The Common Thread Running From Bonanza Farms To Fracking Farms
Norman Township, Traill County, North Dakota 1892 Illustrates the large amount of land owned by the Jones farm and its relationship to Clifford. The main farm was located in section 13. |
I grew up in the ruins of a former boomtown called Clifford, North Dakota. Clifford, barely a town anymore, had been going downhill almost since it was built in the shadow of the nearby Jones and Brinker Bonanza farm that owned huge swaths of land in the area. It thrived in the last two decades of the 19th and first few of the 20th going into a long decline. At one point the small town of Clifford that rose along with the farm was a town of pool halls and saloons known for fights and even murders. Similar to the Bakken oil field, an infrastructure grew up to support the sole industry that dominated the area. All the infrastructure grew up around a community servicing mostly large groups of young men coming to work seasonal jobs on the farm. There is an interesting story to be told about wild early days.
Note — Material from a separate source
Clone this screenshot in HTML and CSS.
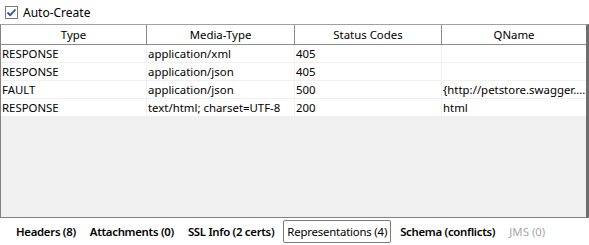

Fast forward a hundred plus years to another boomtown and a new industry on the other side of the state. Fracking is the new wheat in the sense that it is the same groups of young men, the same quickly built infrastructure and the same short sighted myopia that favors short term profits for a powerful few over long term sustainability of a local culture and people. Boomtowns are good at supporting short term gain and all sorts of destructive vice, but eventually, they fall into decline along with the industry that was their lifeblood.
I've written before about how the apartments we lived in for several years while barely five years old, was already coming apart due to shoddy construction, cheap materials and lack of maintenance by a corporate management company that seeks the bottom of the bottom line in everything. Like the collapsing elevators, houses and other infrastructure I grew up around in Clifford, our apartment will become a playground of ruins for those left here when the party finally dies down. What children will play in these ruins?